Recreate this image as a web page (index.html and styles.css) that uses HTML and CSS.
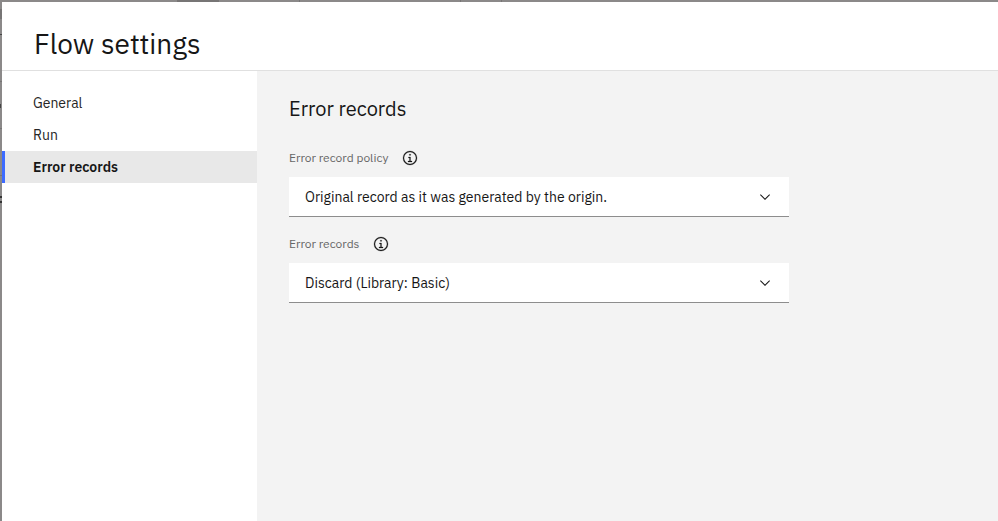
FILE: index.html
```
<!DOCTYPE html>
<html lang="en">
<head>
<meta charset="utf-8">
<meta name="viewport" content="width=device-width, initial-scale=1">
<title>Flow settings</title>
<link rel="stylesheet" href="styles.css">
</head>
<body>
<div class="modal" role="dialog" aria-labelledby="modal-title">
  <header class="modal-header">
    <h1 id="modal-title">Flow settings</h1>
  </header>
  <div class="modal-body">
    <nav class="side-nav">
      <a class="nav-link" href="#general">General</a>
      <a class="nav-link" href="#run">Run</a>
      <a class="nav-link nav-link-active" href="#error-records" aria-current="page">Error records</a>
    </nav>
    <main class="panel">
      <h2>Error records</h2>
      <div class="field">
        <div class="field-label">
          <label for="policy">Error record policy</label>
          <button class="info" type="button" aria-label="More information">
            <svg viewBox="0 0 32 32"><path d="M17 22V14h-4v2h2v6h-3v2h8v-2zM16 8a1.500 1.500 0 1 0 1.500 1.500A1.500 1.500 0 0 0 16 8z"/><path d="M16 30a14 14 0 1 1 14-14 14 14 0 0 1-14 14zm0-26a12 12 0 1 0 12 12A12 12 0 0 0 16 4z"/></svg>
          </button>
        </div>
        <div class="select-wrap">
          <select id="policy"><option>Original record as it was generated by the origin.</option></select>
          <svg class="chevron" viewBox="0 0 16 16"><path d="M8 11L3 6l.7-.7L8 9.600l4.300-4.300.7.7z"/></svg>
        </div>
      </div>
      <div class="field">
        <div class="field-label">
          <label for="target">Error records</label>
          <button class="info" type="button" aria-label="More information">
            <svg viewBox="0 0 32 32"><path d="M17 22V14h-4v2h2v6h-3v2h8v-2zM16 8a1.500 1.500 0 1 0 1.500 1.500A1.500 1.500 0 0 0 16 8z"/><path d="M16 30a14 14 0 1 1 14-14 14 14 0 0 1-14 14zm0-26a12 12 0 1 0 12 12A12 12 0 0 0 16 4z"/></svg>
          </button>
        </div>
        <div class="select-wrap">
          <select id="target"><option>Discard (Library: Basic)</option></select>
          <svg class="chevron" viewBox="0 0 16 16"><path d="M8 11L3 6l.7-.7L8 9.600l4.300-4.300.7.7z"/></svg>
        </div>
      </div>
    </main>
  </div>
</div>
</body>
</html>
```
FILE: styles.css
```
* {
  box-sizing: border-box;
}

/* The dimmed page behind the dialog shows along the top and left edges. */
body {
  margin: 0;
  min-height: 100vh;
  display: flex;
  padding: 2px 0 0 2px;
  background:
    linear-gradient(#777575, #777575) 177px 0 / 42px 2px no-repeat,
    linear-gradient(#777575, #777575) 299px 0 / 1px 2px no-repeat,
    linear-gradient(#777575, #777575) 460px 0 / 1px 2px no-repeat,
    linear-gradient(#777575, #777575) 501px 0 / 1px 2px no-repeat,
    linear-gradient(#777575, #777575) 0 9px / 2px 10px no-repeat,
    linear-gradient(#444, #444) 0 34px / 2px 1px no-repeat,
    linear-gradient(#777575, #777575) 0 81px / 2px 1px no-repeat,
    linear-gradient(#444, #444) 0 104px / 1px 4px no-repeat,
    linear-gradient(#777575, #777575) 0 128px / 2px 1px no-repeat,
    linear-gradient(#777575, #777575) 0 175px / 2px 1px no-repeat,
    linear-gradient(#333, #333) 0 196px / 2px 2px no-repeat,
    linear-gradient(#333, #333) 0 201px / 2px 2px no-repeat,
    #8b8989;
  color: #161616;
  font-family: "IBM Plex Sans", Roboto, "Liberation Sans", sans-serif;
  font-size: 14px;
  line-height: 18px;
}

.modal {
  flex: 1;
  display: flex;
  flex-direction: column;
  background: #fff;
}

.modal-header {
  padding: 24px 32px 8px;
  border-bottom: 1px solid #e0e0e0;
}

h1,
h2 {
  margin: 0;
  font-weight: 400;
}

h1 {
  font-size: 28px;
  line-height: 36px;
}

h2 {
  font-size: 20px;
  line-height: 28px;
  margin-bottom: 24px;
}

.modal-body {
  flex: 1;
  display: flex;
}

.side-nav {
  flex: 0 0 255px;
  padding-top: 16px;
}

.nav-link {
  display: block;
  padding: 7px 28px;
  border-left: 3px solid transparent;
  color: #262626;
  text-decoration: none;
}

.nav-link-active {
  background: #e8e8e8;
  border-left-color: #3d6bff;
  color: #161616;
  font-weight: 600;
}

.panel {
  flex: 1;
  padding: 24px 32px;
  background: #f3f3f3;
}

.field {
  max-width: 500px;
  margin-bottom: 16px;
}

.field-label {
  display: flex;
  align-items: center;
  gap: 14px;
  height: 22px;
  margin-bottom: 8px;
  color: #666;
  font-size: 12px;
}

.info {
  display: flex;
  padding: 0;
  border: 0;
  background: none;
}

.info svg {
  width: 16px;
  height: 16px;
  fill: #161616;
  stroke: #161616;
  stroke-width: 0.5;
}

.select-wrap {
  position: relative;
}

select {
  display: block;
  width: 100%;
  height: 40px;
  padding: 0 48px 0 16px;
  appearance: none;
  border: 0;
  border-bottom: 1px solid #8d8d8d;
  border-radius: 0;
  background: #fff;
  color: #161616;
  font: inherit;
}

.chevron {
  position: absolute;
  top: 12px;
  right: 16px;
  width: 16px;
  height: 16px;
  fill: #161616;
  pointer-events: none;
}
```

━━━━━━━━

[What is asked] Retype the listing exactly. Pictures do not belong in the copy.

[Result for this exercise]
Recreate this image as a web page (index.html and styles.css) that uses HTML and CSS.
FILE: index.html
```
<!DOCTYPE html>
<html lang="en">
<head>
<meta charset="utf-8">
<meta name="viewport" content="width=device-width, initial-scale=1">
<title>Flow settings</title>
<link rel="stylesheet" href="styles.css">
</head>
<body>
<div class="modal" role="dialog" aria-labelledby="modal-title">
  <header class="modal-header">
    <h1 id="modal-title">Flow settings</h1>
  </header>
  <div class="modal-body">
    <nav class="side-nav">
      <a class="nav-link" href="#general">General</a>
      <a class="nav-link" href="#run">Run</a>
      <a class="nav-link nav-link-active" href="#error-records" aria-current="page">Error records</a>
    </nav>
    <main class="panel">
      <h2>Error records</h2>
      <div class="field">
        <div class="field-label">
          <label for="policy">Error record policy</label>
          <button class="info" type="button" aria-label="More information">
            <svg viewBox="0 0 32 32"><path d="M17 22V14h-4v2h2v6h-3v2h8v-2zM16 8a1.500 1.500 0 1 0 1.500 1.500A1.500 1.500 0 0 0 16 8z"/><path d="M16 30a14 14 0 1 1 14-14 14 14 0 0 1-14 14zm0-26a12 12 0 1 0 12 12A12 12 0 0 0 16 4z"/></svg>
          </button>
        </div>
        <div class="select-wrap">
          <select id="policy"><option>Original record as it was generated by the origin.</option></select>
          <svg class="chevron" viewBox="0 0 16 16"><path d="M8 11L3 6l.7-.7L8 9.600l4.300-4.300.7.7z"/></svg>
        </div>
      </div>
      <div class="field">
        <div class="field-label">
          <label for="target">Error records</label>
          <button class="info" type="button" aria-label="More information">
            <svg viewBox="0 0 32 32"><path d="M17 22V14h-4v2h2v6h-3v2h8v-2zM16 8a1.500 1.500 0 1 0 1.500 1.500A1.500 1.500 0 0 0 16 8z"/><path d="M16 30a14 14 0 1 1 14-14 14 14 0 0 1-14 14zm0-26a12 12 0 1 0 12 12A12 12 0 0 0 16 4z"/></svg>
          </button>
        </div>
        <div class="select-wrap">
          <select id="target"><option>Discard (Library: Basic)</option></select>
          <svg class="chevron" viewBox="0 0 16 16"><path d="M8 11L3 6l.7-.7L8 9.600l4.300-4.300.7.7z"/></svg>
        </div>
      </div>
    </main>
  </div>
</div>
</body>
</html>
```
FILE: styles.css
```
* {
  box-sizing: border-box;
}

/* The dimmed page behind the dialog shows along the top and left edges. */
body {
  margin: 0;
  min-height: 100vh;
  display: flex;
  padding: 2px 0 0 2px;
  background:
    linear-gradient(#777575, #777575) 177px 0 / 42px 2px no-repeat,
    linear-gradient(#777575, #777575) 299px 0 / 1px 2px no-repeat,
    linear-gradient(#777575, #777575) 460px 0 / 1px 2px no-repeat,
    linear-gradient(#777575, #777575) 501px 0 / 1px 2px no-repeat,
    linear-gradient(#777575, #777575) 0 9px / 2px 10px no-repeat,
    linear-gradient(#444, #444) 0 34px / 2px 1px no-repeat,
    linear-gradient(#777575, #777575) 0 81px / 2px 1px no-repeat,
    linear-gradient(#444, #444) 0 104px / 1px 4px no-repeat,
    linear-gradient(#777575, #777575) 0 128px / 2px 1px no-repeat,
    linear-gradient(#777575, #777575) 0 175px / 2px 1px no-repeat,
    linear-gradient(#333, #333) 0 196px / 2px 2px no-repeat,
    linear-gradient(#333, #333) 0 201px / 2px 2px no-repeat,
    #8b8989;
  color: #161616;
  font-family: "IBM Plex Sans", Roboto, "Liberation Sans", sans-serif;
  font-size: 14px;
  line-height: 18px;
}

.modal {
  flex: 1;
  display: flex;
  flex-direction: column;
  background: #fff;
}

.modal-header {
  padding: 24px 32px 8px;
  border-bottom: 1px solid #e0e0e0;
}

h1,
h2 {
  margin: 0;
  font-weight: 400;
}

h1 {
  font-size: 28px;
  line-height: 36px;
}

h2 {
  font-size: 20px;
  line-height: 28px;
  margin-bottom: 24px;
}

.modal-body {
  flex: 1;
  display: flex;
}

.side-nav {
  flex: 0 0 255px;
  padding-top: 16px;
}

.nav-link {
  display: block;
  padding: 7px 28px;
  border-left: 3px solid transparent;
  color: #262626;
  text-decoration: none;
}

.nav-link-active {
  background: #e8e8e8;
  border-left-color: #3d6bff;
  color: #161616;
  font-weight: 600;
}

.panel {
  flex: 1;
  padding: 24px 32px;
  background: #f3f3f3;
}

.field {
  max-width: 500px;
  margin-bottom: 16px;
}

.field-label {
  display: flex;
  align-items: center;
  gap: 14px;
  height: 22px;
  margin-bottom: 8px;
  color: #666;
  font-size: 12px;
}

.info {
  display: flex;
  padding: 0;
  border: 0;
  background: none;
}

.info svg {
  width: 16px;
  height: 16px;
  fill: #161616;
  stroke: #161616;
  stroke-width: 0.5;
}

.select-wrap {
  position: relative;
}

select {
  display: block;
  width: 100%;
  height: 40px;
  padding: 0 48px 0 16px;
  appearance: none;
  border: 0;
  border-bottom: 1px solid #8d8d8d;
  border-radius: 0;
  background: #fff;
  color: #161616;
  font: inherit;
}

.chevron {
  position: absolute;
  top: 12px;
  right: 16px;
  width: 16px;
  height: 16px;
  fill: #161616;
  pointer-events: none;
}
```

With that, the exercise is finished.